Russian state malfeasance undermines the future of a normal Russia-US relationship
Russia's tactical success at assaulting US elections may end up as a strategic catastrophe -- because what near-term future President has any incentive to treat the Russian government with goodwill?
Tariff madness is already backfiring
The persistent costs of tariff madness are going to hang around a whole lot longer than the sugar-rush stimulus of the tax cut.
July 16, 2018
Stand for something, lest you fall for anything
The President, insistent on his own instincts, chooses the denials of Vladimir Putin over the evidence (and the advice of everyone who matters) that Russia actively attacked American electoral processes. His press conference beside Putin was profoundly embarrassing: An apology tour, a plea of submission, and a declaration of surrender all rolled into one 60-second clip. It is almost certainly the most cowardly declaration ever issued by someone who has taken the Constitutional oath of office. Today illustrates why we need to work -- fast -- to develop the kind of vocabulary and mental framework for understanding cyberwar that we already have for kinetic war. We have been attacked and remain under attack, and that's not a "both sides are to blame" thing. If the President can't or won't grapple with the complexity and gravity of cyberattack, he should make way for someone who will.

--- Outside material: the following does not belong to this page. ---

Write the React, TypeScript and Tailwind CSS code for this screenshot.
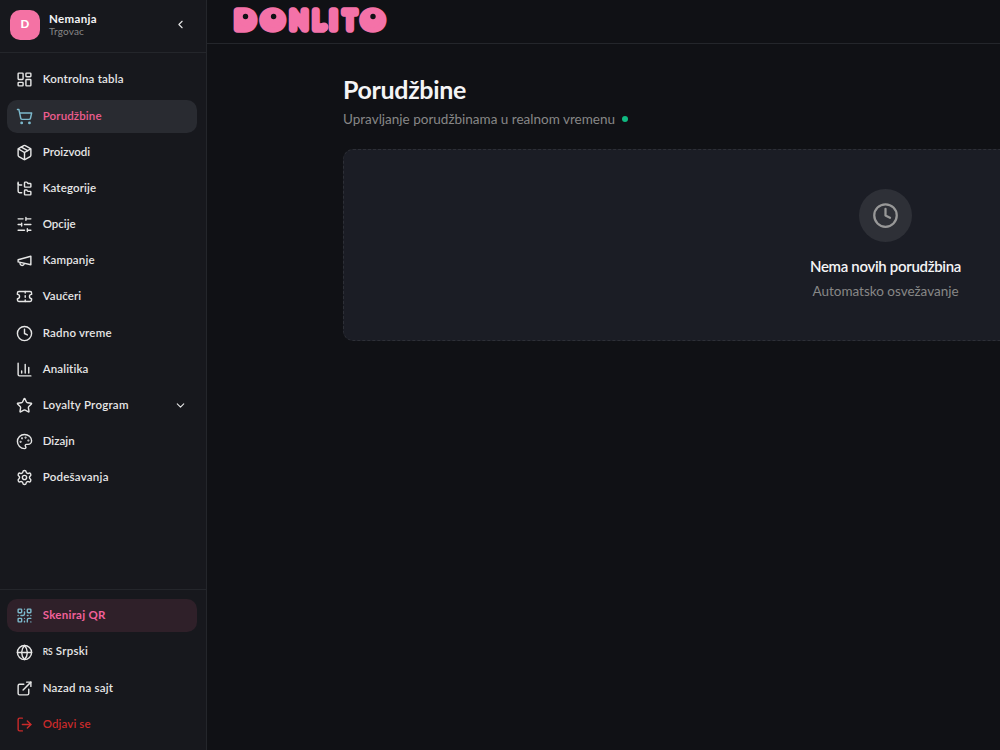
import React from 'react';
import {
    LayoutDashboard, ShoppingCart, Package, FolderTree, Ticket, Clock, ChartColumn, Star,
    Palette, Settings, QrCode, Globe, ExternalLink, LogOut, ChevronLeft, ChevronDown,
} from 'lucide-react';

type IconProps = { size?: number; className?: string };

const Sliders: React.FC<IconProps> = ({ size = 17, className }) => (
    <svg width={size} height={size} viewBox="0 0 24 24" fill="none" stroke="currentColor" strokeWidth="2" strokeLinecap="round" strokeLinejoin="round" className={className}>
        <path d="M21 4h-7M10 4H3M21 12h-9M8 12H3M21 20h-5M12 20H3M14 2v4M8 10v4M16 18v4" />
    </svg>
);

const Megaphone: React.FC<IconProps> = ({ size = 17, className }) => (
    <svg width={size} height={size} viewBox="0 0 24 24" fill="none" stroke="currentColor" strokeWidth="2" strokeLinecap="round" strokeLinejoin="round" className={className}>
        <path d="m3 11 18-5v12L3 14v-3z" />
        <path d="M11.6 16.8a3 3 0 1 1-5.8-1.6" />
    </svg>
);

type Item = { label: string; icon: React.ElementType; width: number; chevron?: boolean; kind?: 'active' | 'scan' | 'danger'; flag?: string };

const mainItems: Item[] = [
    { label: 'Kontrolna tabla', icon: LayoutDashboard, width: 81 },
    { label: 'Porudžbine', icon: ShoppingCart, width: 59, kind: 'active' },
    { label: 'Proizvodi', icon: Package, width: 47.5 },
    { label: 'Kategorije', icon: FolderTree, width: 53.5 },
    { label: 'Opcije', icon: Sliders, width: 33 },
    { label: 'Kampanje', icon: Megaphone, width: 52 },
    { label: 'Vaučeri', icon: Ticket, width: 38.5 },
    { label: 'Radno vreme', icon: Clock, width: 69 },
    { label: 'Analitika', icon: ChartColumn, width: 46 },
    { label: 'Loyalty Program', icon: Star, width: 86, chevron: true },
    { label: 'Dizajn', icon: Palette, width: 32 },
    { label: 'Podešavanja', icon: Settings, width: 66 },
];

const footerItems: Item[] = [
    { label: 'Skeniraj QR', icon: QrCode, width: 63, kind: 'scan' },
    { label: 'Srpski', icon: Globe, width: 32.5, flag: 'RS' },
    { label: 'Nazad na sajt', icon: ExternalLink, width: 70.5 },
    { label: 'Odjavi se', icon: LogOut, width: 48, kind: 'danger' },
];

// Text run stretched to a fixed advance width
const Fit: React.FC<{ text: string; width: number }> = ({ text, width }) => {
    const ref = React.useRef<HTMLSpanElement>(null);
    const [spacing, setSpacing] = React.useState(0);
    React.useLayoutEffect(() => {
        if (ref.current) setSpacing((width - ref.current.getBoundingClientRect().width) / text.length);
    }, []);
    return <span ref={ref} className="inline-block whitespace-nowrap" style={{ letterSpacing: `${spacing}px` }}>{text}</span>;
};

const rowStyles = {
    base: 'text-[#e6e6e6] font-semibold',
    active: 'bg-[#292b31] text-[#ee5d8f] font-semibold',
    scan: 'bg-[#2f2029] text-[#f2609a] font-bold',
    danger: 'text-[#c92a2a] font-semibold',
};

const NavRow: React.FC<{ item: Item }> = ({ item }) => {
    const Icon = item.icon;
    const tinted = item.kind === 'active' || item.kind === 'scan';
    return (
        <div className={`flex h-[33px] shrink-0 items-center rounded-[10px] pr-2.5 pl-[9.5px] text-[11.5px] ${rowStyles[item.kind ?? 'base']}`}>
            <Icon size={17} className={tinted ? 'shrink-0 text-[#7cb9cc]' : 'shrink-0'} />
            <span className="ml-[9.7px] flex items-baseline pb-px leading-4">
                {item.flag && <span className="mr-[3px] text-[8.5px]"><Fit text={item.flag} width={10} /></span>}
                <Fit text={item.label} width={item.width} />
            </span>
            {item.chevron && <ChevronDown size={13} className="ml-auto" />}
        </div>
    );
};

const letters = [
    { ch: 'D', x: 2, w: 20 },
    { ch: 'O', x: 28.7, w: 22 },
    { ch: 'N', x: 57, w: 17.8 },
    { ch: 'L', x: 79.8, w: 10.8 },
    { ch: 'I', x: 96.9, w: 7 },
    { ch: 'T', x: 110.4, w: 12.7 },
    { ch: 'O', x: 128.7, w: 22 },
];

const Logo: React.FC = () => (
    <svg width="156" height="36" viewBox="0 0 156 36" className="block overflow-visible" fill="#f472a8" stroke="#f472a8" strokeWidth="7.5" strokeLinejoin="round">
        {letters.map((l, i) => (
            <text key={i} x={l.x} y="22.7" fontSize="25.8" fontWeight="400" fontFamily="Lato, sans-serif" textLength={l.w} lengthAdjust="spacingAndGlyphs">{l.ch}</text>
        ))}
        {/* Curled foot of the L */}
        <circle cx="91" cy="21" r="4.6" stroke="none" />
        <g stroke="none">
            <ellipse cx="12.5" cy="13.5" rx="6" ry="7" />
            <ellipse cx="40.3" cy="13.5" rx="7" ry="8" />
            <ellipse cx="140.2" cy="13.5" rx="7" ry="8" />
        </g>
        <g fill="#101115" stroke="none">
            <circle cx="12.5" cy="10.5" r="2.7" />
            <circle cx="40.6" cy="10.5" r="2.7" />
            <circle cx="140" cy="10.5" r="2.7" />
        </g>
    </svg>
);

const App: React.FC = () => (
    <div className="flex h-[750px] w-[1000px] overflow-hidden bg-[#101115] font-['Lato','Noto_Sans',sans-serif]">
        {/* Sidebar */}
        <aside className="flex w-[207px] shrink-0 flex-col border-r border-[#24262b] bg-[#17181d]">
            <div className="flex h-[53px] items-center border-b border-[#24262b] px-2.5 pb-[3px]">
                <div className="flex size-[30px] items-center justify-center rounded-[10px] bg-[#f472a4] pb-px text-[11.5px] font-black text-white">D</div>
                <div className="ml-[9px] pb-px">
                    <div className="text-[11.5px] leading-[13px] font-bold text-[#f4f4f5]"><Fit text="Nemanja" width={48} /></div>
                    <div className="text-[10px] leading-[12px] text-[#878787]"><Fit text="Trgovac" width={35} /></div>
                </div>
                <ChevronLeft size={13} className="mr-[9px] ml-auto text-[#e6e6e6]" />
            </div>
            <nav className="flex flex-1 flex-col gap-[3.18px] pt-[10.4px] pr-[9.5px] pl-[6.5px]">
                {mainItems.map(item => <NavRow key={item.label} item={item} />)}
            </nav>
            <div className="flex h-[161px] flex-col gap-[3.18px] border-t border-[#24262b] pt-[9.4px] pr-[9.5px] pl-[6.5px]">
                {footerItems.map(item => <NavRow key={item.label} item={item} />)}
            </div>
        </aside>

        {/* Content */}
        <div className="min-w-0 flex-1">
            <header className="h-[44px] border-b border-[#24262b] pt-[6px] pl-[25.5px]">
                <Logo />
            </header>
            <main className="pt-[29px] pl-[136px]">
                <h1 className="text-[25px] leading-[32px] font-bold text-[#f4f4f5]"><Fit text="Porudžbine" width={123} /></h1>
                <div className="mt-[5px] flex items-center text-[13.5px] leading-[18px] text-[#878787]">
                    <Fit text="Upravljanje porudžbinama u realnom vremenu" width={272} />
                    <span className="ml-[6.5px] size-[6.5px] rounded-full bg-[#10b981]"></span>
                </div>
                <section className="mt-[21px] flex h-[192px] w-[1085px] flex-col items-center rounded-[10px] border border-dashed border-[#2d2f36] bg-[#1b1d25] pt-[39px]">
                    <div className="flex size-[53px] items-center justify-center rounded-full bg-[#2e3037]">
                        <Clock size={27} className="text-[#989898]" />
                    </div>
                    <div className="mt-[14px] text-[15px] leading-5 font-semibold text-[#f4f4f5]"><Fit text="Nema novih porudžbina" width={151} /></div>
                    <div className="mt-[5px] text-[13.5px] leading-5 text-[#878787]"><Fit text="Automatsko osvežavanje" width={146} /></div>
                </section>
            </main>
        </div>
    </div>
);

export default App;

The United States doesn't need to question the Russians who, as a state activity, conducted a cyber-campaign against the United States in 2016. The indictments make it quite clear that we have them on the evidence. And to imagine that there is some kind of parity with those who have challenged Putin's autocratic ways and sought refuge here is to be as gullible as a child. When the President whines about the state of US-Russia relations, it's an abomination. If he were merely ignorant of history, that would be shameful. But he chooses to be ignorant of the present, which is inexcusable.